On June 5, the depression crossed Honduras and emerged into the western Caribbean, moving north-northeastward through an area of warm sea surface temperatures.
It had a good cyclonic circulation, convection, and moisture content, but most significantly, a passing trough to the north provided the depression with favorable outflow.
[4] The hurricane accelerated on June 8, quickly moving across Isla de la Juventud and later mainland Cuba with winds of around 100 mph (160 km/h).
Alma did not weaken over land and entered the Gulf of Mexico, where it turned northwestward and passed between Key West and the Dry Tortugas.
[2] Late on June 8, a station in the Dry Tortugas reported winds of 125 mph (201 km/h) and a minimum barometric pressure of 970 mbar (29 inHg).

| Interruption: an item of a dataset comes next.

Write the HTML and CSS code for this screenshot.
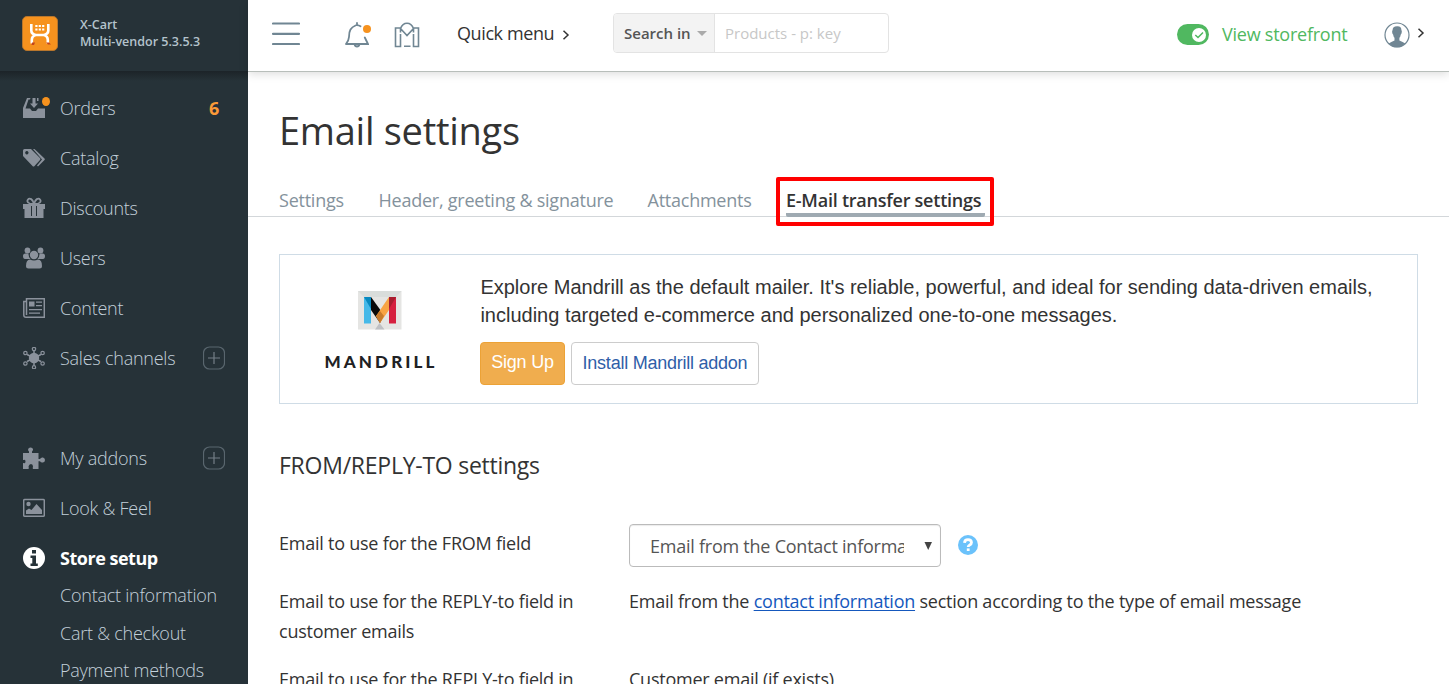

However, a conflict in observations from Dry Tortugas and a reconnaissance aircraft flight, as well as the possibility that the former experienced a mesocyclone that did not represent the intensity of the storm, led to the maximum sustained winds being adjusted to 115 mph (185 km/h) in a 2022 renalysis.
While the hurricane moved northward through the Gulf of Mexico, it had a large, ragged eye that reached 75 mi (121 km) in diameter.
[6] Cool water temperatures contributed to weakening, and Alma made landfall near Apalachee Bay with winds of 85 mph (140 km/h) on June 9.
Afterward, Alma turned to the north into an area of drier air and colder waters, and again weakened to a tropical storm on June 12.
[7] President Fidel Castro declared a state of emergency in four western provinces due to the threat to the local sugar industry.
[12] Because Alma was initially forecast to cross the central portion of the state, residents along the Florida panhandle were not adequately prepared for the hurricane.
[6] One week before a scheduled hurricane preparedness drill at Kennedy Space Center, Alma presented the facility with an actual storm threat.
A full-scale version of a Saturn V rocket was rolled back to the Vehicle Assembly Building on June 8 in less than 11 hours, which was within the anticipated time for such a move and before the expected arrival of 60 mph (97 km/h) wind gusts.
[14] During its formative stages, Alma produced heavy rainfall for several days across Central America, primarily in Nicaragua and Honduras.
Overnight on June 5, the city of San Rafael, Honduras recorded about 30 in (760 mm) of precipitation, possibly in relation to a localized cloudburst.
[1][10] On Isla de la Juventud, the combination of high winds and rains destroyed dairy facilities, chicken farms, and large areas of fruit crops.
[4][17] When Alma struck Cuba, it produced high tides in southern La Habana Province that destroyed many fishing boats and wharves.
Many of them were poorly constructed due to lack of government funding to repair the gradually deteriorating structures in the tropical climate.
[12] There was heavy structural damage across western Cuba, including in Havana, Matanzas, Camagüey, Pinar del Río, and Las Villas.